Information structured using KODAXIL allows encapsulating knowledge in corporations and federal agencies, improving subject matter expert's knowledge, storage and reuse, and communication, as well as expressing requirements and specifications in software projects, all known as collective data intelligence, therefore cutting costs drastically.
One can envision people speaking different languages using it to converse in real time (aircraft to flight traffic control towers) or for speech recognition. With regard to applications, KODAXIL can be used to build knowledge-based systems in expert arenas, such as risk analysis and assessment, a feature especially useful in an outsourcing context.
For medical diagnosis, KODAXIL allows systematize medical knowledge representation to provide accurate primary and differential diagnosis, for teaching and learning clinical medicine by placing students in situ, in the same way flight simulators do for pilots, and for disease control and prevention (practical day-to-day use). Medical search engines can benefit from KODAXIL when medical knowledge has been defined. Another project has been initiated to allow fast retrieval of complex information (search engines by concept).
KODAXIL will also be proposed in the field of machine translation to extract information from large unstructured information in various languages.
Because of its very small footprint, KODAXIL may find use in cellular phones or other media, eventually to convey emergency event decision making messages in various languages. KODAXIL is also considered to be the key to multilingual search engines, search engines by concept, and a new non-XML based alternative to the Semantic Web.
The open source movement will also help the set of base words and primitive to evolve towards a full-fledge universal instrument for projects and idea interchange.

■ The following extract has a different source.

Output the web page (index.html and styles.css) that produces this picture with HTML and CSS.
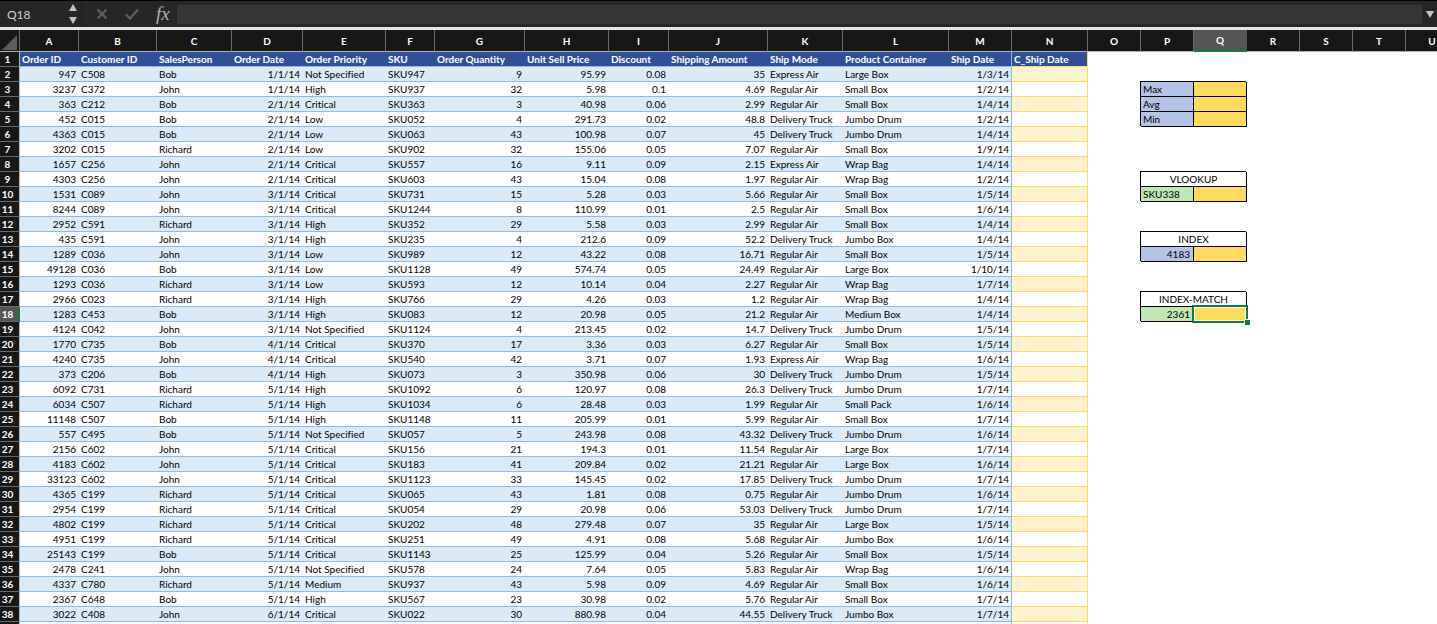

While the present invention has been described in conjunction with embodiments and variations thereof, one of ordinary skill, after reviewing the foregoing specification, will be able to effect various changes, substitutions of equivalents and other alterations without departing from the broad concepts disclosed herein. It is therefore intended that Letters Patent granted hereon be limited only by the definition contained in the appended claims and equivalents thereof.